Black raspberries

Grew in thickets in the back yard, climbing a fence half chainlink half wood, half aging tree with white and yellow trumpet blossoms. The old wooden play set Grandfather Spooner built sat behind it: when we jumped, we had to jump just far enough to not enter the thickets. Behind that was the old plum tree with tiny, sweet golden fruit that only bloomed every other year. The size of robin's eggs, they were deep red all the way through, and melted on your tongue.

Plums

Far more robust and valued than fairy-fruit we never got to taste were the trees beyond the plum, separating and shading our yard from the suspicious Lutheran neighbor.
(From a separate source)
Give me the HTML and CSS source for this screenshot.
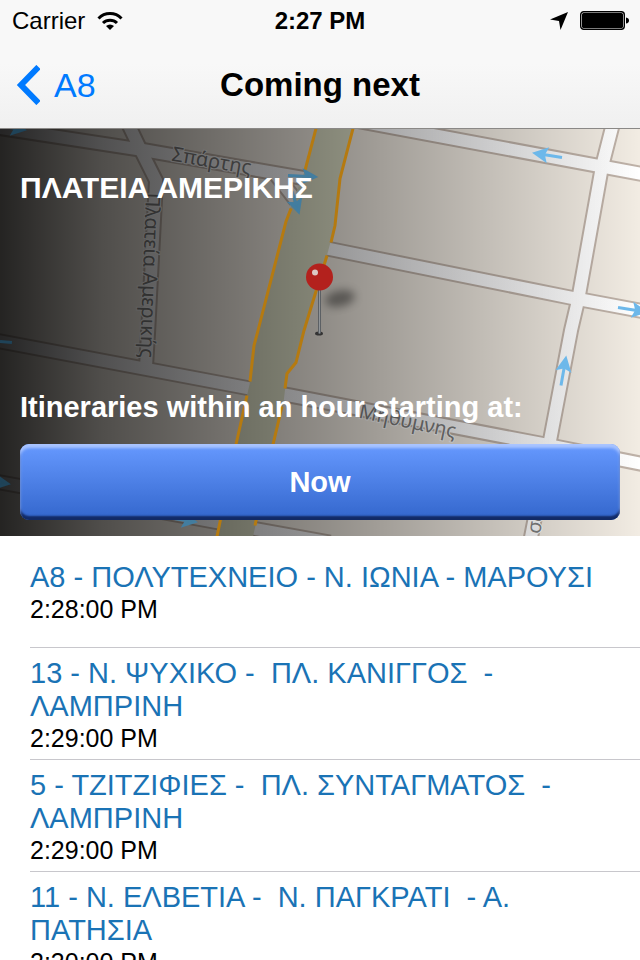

Tiny and many-lobed, bumpy and misshapen, we ate mulberries by fistfolds, running around in patches of lily of the valley, streaked with purple and dirt across our knuckles and menacing each other with swords made out of sticks.

Lilies of the valley

Summer is hot but in the shadows of the house, there is cracking cement, deep velvet green plush grass in the shadows of lilacs. There are a thousand tiny white flowers with broad green tulip-leaves. There is the sweet scent of the blossoms on a tree-lined morning, flowers poking magenta and golden and marigold across the curving water-line of the garden.

Clematis

Climbing the trellis beside the crumbling stairs where I sit with my father. My tiny mouth, stained with mulberry juice, shapes the lls and rrs of Castilian Spanish and trucks roll by at the end of the block, reminders of the world-to-be.